#### Written request:
Copy out all lines in the data below containing the string "React".

#### Supplied data:
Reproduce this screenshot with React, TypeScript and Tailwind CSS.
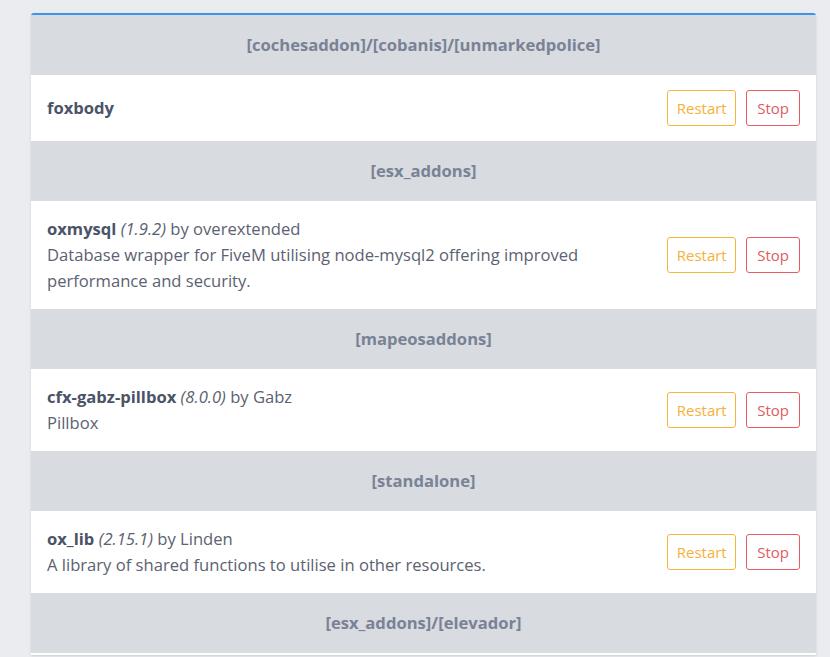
import React from 'react';

type Resource = {
    name: string;
    version?: string;
    author?: string;
    description?: string;
};

type Group = {
    category: string;
    resources: Resource[];
};

const GROUPS: Group[] = [
    { category: '[cochesaddon]/[cobanis]/[unmarkedpolice]', resources: [{ name: 'foxbody' }] },
    {
        category: '[esx_addons]',
        resources: [
            {
                name: 'oxmysql',
                version: '1.9.2',
                author: 'overextended',
                description: 'Database wrapper for FiveM utilising node-mysql2 offering improved performance and security.',
            },
        ],
    },
    {
        category: '[mapeosaddons]',
        resources: [{ name: 'cfx-gabz-pillbox', version: '8.0.0', author: 'Gabz', description: 'Pillbox' }],
    },
    {
        category: '[standalone]',
        resources: [
            {
                name: 'ox_lib',
                version: '2.15.1',
                author: 'Linden',
                description: 'A library of shared functions to utilise in other resources.',
            },
        ],
    },
    { category: '[esx_addons]/[elevador]', resources: [] },
];

const ResourceRow: React.FC<{ resource: Resource }> = ({ resource }) => (
    <div className="flex items-center bg-white px-4 py-[15px] gap-4">
        <div className="flex-1 text-[16.6px] leading-[26px] text-[#5b6270]">
            <div>
                <span className="font-bold text-[#4b5467]">{resource.name}</span>
                {resource.version && <span className="italic"> ({resource.version})</span>}
                {resource.author && <span> by {resource.author}</span>}
            </div>
            {resource.description && <div className="max-w-[560px]">{resource.description}</div>}
        </div>
        <div className="flex gap-[10px]">
            <button className="h-[36px] px-[8.5px] rounded-[3px] border border-[#f5b63a] text-[#f4b13a] text-[15px]">
                Restart
            </button>
            <button className="h-[36px] px-[10px] rounded-[3px] border border-[#e35d61] text-[#e05a5e] text-[15px]">
                Stop
            </button>
        </div>
    </div>
);

export default function App() {
    return (
        <div className="min-h-[657px] bg-[#eaecef] pt-[13px] pl-[31px] pr-[14px]" style={{ fontFamily: '"Open Sans", sans-serif' }}>
            <div className="border-t-2 border-[#3b94f0] rounded-t-[3px] bg-white pb-[2px] shadow-sm">
                {GROUPS.map((group) => (
                    <div key={group.category}>
                        <div className="h-[60px] flex items-center justify-center bg-[#d8dbe0] text-[16.6px] font-bold text-[#7a8295]">
                            {group.category}
                        </div>
                        {group.resources.map((r) => (
                            <ResourceRow key={r.name} resource={r} />
                        ))}
                    </div>
                ))}
            </div>
        </div>
    );
}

#### Solved exercise:
Reproduce this screenshot with React, TypeScript and Tailwind CSS.
import React from 'react';
const ResourceRow: React.FC<{ resource: Resource }> = ({ resource }) => (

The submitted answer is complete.